Could Overeem be one of those people?
"I wouldn't say that he's scared but I think he's going to be very cautious," Browne said.
That is another school of thought on Overeem, that he was knocked out so violently that it could change his fundamental fighting approach. The Overeem of the late 2000s and early '10s was that prototypical predator, an aggressor that attacked his target’s weakness. During his 12-fight win streak, he out-landed opponents by a staggering total of 384-99.
Those streaks and numbers no longer mattered when his last fight became personal and Silva refused to relent. Browne isn’t quite sure how Overeem will respond to the first adversity he’s faced in years. In a recent interview with UFC Tonight, the Dutch star showed some rarely seen humility about the situation, admitting he overlooked the Brazilian giant and was "knocked out cold" as a result.
Given his lengthy resume in combat sports, it wasn't a new experience for him, and because of it Browne doesn't necessarily think the loss makes him more susceptible to a repeat performance.

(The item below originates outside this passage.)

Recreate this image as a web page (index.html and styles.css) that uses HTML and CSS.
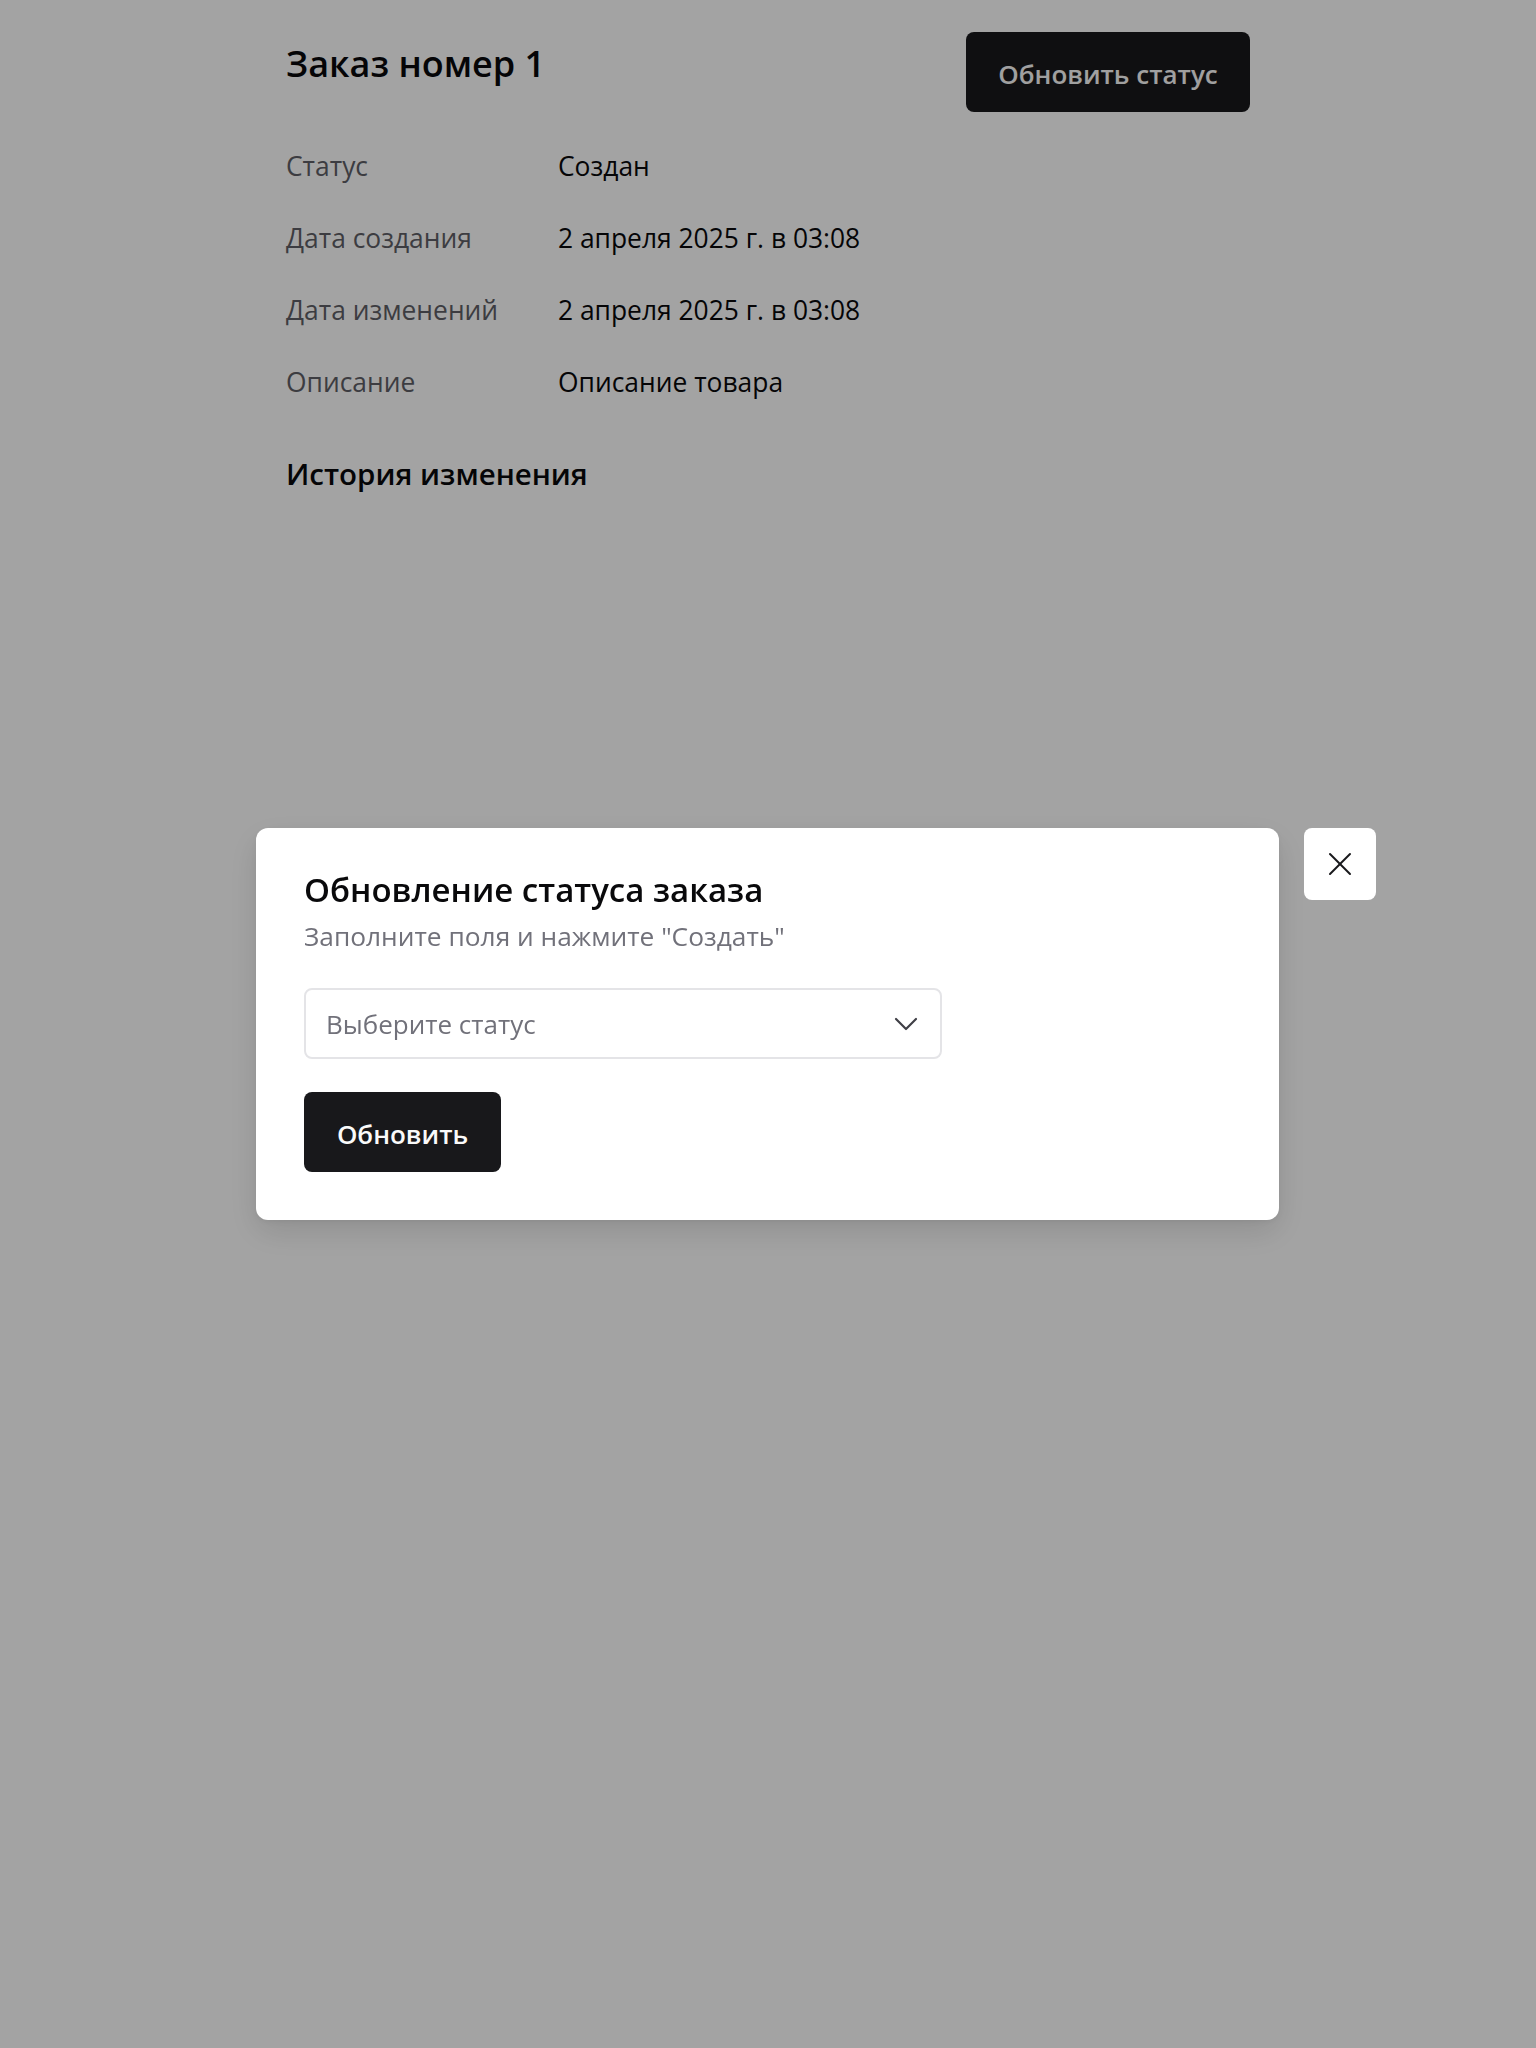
FILE: index.html
```html
<!DOCTYPE html>
<html lang="ru">
<head>
<meta charset="utf-8">
<title>Заказ номер 1</title>
<link rel="stylesheet" href="styles.css">
</head>
<body>
<main class="page">
  <div class="header">
    <h1 class="title">Заказ номер 1</h1>
    <button class="btn btn-top">Обновить статус</button>
  </div>
  <dl class="details">
    <dt class="label">Статус</dt><dd class="value">Создан</dd>
    <dt class="label">Дата создания</dt><dd class="value">2 апреля 2025 г. в 03:08</dd>
    <dt class="label">Дата изменений</dt><dd class="value">2 апреля 2025 г. в 03:08</dd>
    <dt class="label">Описание</dt><dd class="value">Описание товара</dd>
  </dl>
  <h2 class="history">История изменения</h2>
</main>
<div class="overlay"></div>
<div class="dialog" role="dialog">
  <h3 class="dialog-title">Обновление статуса заказа</h3>
  <p class="dialog-sub">Заполните поля и нажмите "Создать"</p>
  <div class="select">
    <span class="placeholder">Выберите статус</span>
    <svg class="chevron" width="40" height="40" viewBox="0 0 24 24" fill="none" stroke="currentColor" stroke-width="1.3" stroke-linecap="round" stroke-linejoin="round"><path d="m6 9 6 6 6-6"/></svg>
  </div>
  <button class="btn btn-modal">Обновить</button>
  <button class="close" aria-label="Закрыть">
    <svg width="40" height="40" viewBox="0 0 24 24" fill="none" stroke="currentColor" stroke-width="1.2" stroke-linecap="round" stroke-linejoin="round"><path d="M18 6 6 18"/><path d="m6 6 12 12"/></svg>
  </button>
</div>
</body>
</html>
```
FILE: styles.css
```css
* { box-sizing: border-box; }
html, body { margin: 0; padding: 0; }
body {
  font-family: "Open Sans", "Noto Sans", sans-serif;
  color: #09090b;
  background: #ffffff;
  min-height: 2048px;
}
.page {
  width: 964px;
  margin: 0 auto;
  padding-top: 32px;
}
.header {
  display: flex;
  justify-content: space-between;
  align-items: flex-start;
}
.title {
  margin: 0;
  padding-top: 8px;
  font-size: 36px;
  line-height: 48px;
  font-weight: 600;
}
.btn {
  font-family: inherit;
  border: none;
  background: #18181b;
  color: #fafafa;
  border-radius: 8px;
  font-weight: 600;
  display: inline-flex;
  align-items: center;
  justify-content: center;
  cursor: pointer;
  padding: 4px 0 0;
}
.btn-top {
  width: 284px;
  height: 80px;
  font-size: 26px;
}
.details {
  display: grid;
  grid-template-columns: 272px 1fr;
  row-gap: 36px;
  margin: 36px 0 0;
  font-size: 26.4px;
  line-height: 36px;
}
.label { color: #5f5f67; margin: 0; }
.value { margin: 0; }
.history {
  margin: 54px 0 0;
  font-size: 29.5px;
  line-height: 40px;
  font-weight: 600;
}
.overlay {
  position: fixed;
  inset: 0;
  background: rgba(0, 0, 0, 0.36);
}
.dialog {
  position: fixed;
  left: 256px;
  top: 828px;
  width: 1023px;
  padding: 42px 48px 48px;
  background: #ffffff;
  border-radius: 12px;
  box-shadow: 0 12px 32px rgba(0, 0, 0, 0.12), 0 2px 6px rgba(0, 0, 0, 0.06);
}
.dialog-title {
  margin: 0;
  font-size: 33px;
  line-height: 40px;
  font-weight: 600;
}
.dialog-sub {
  margin: 8px 0 0;
  font-size: 26.3px;
  line-height: 36px;
  color: #71717a;
}
.select {
  margin-top: 34px;
  width: 638px;
  height: 71px;
  border: 2px solid #e4e4e7;
  border-radius: 8px;
  display: flex;
  align-items: center;
  justify-content: space-between;
  padding: 0 14px 0 20px;
}
.placeholder {
  font-size: 26px;
  color: #71717a;
}
.chevron { color: #3f3f46; }
.btn-modal {
  margin-top: 33px;
  width: 197px;
  height: 80px;
  font-size: 26px;
}
.close {
  position: absolute;
  top: 0;
  right: -97px;
  width: 72px;
  height: 72px;
  background: #ffffff;
  border: none;
  border-radius: 8px;
  display: flex;
  align-items: center;
  justify-content: center;
  color: #18181b;
  padding: 0;
}
```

"He's a seasoned guy," he said. "I think he's going to bounce back and use that loss to push him and give him what he needs to get through training and to the fight."
It's also true that aside from a handful of matchups, Overeem wasn't often faced with the most dangerous of opponents. Silva may always be limited in his offensive attacks, but he's always packed a wallop. Browne, too, has 10 knockouts among his 14 wins.
And then there's the elephant in the room, the fact that Overeem's last fight was his first since failing a drug test for an elevated testosterone-to-epitestosterone ratio. In the first bout where he was faced with multiple drug tests, he was knocked out.
"That's kind of an advantage on my side," Browne said. "There’s a reason they felt they needed to take that stuff and use some kind of performance-enhancing whatever. To me that shows mentally that you’re weaker than most."
Some fights are won and lost based upon mental preparation or lack thereof. While Overeem is still looking to create his first positive MMA moment after his de-facto suspension and knockout loss, Browne has put his defeat and freak injury in the past. He’s coming in on the high of a quick knockout, hungering to advance a career filled promise. Like a shark, he’s circling, waiting, ready for the hunt.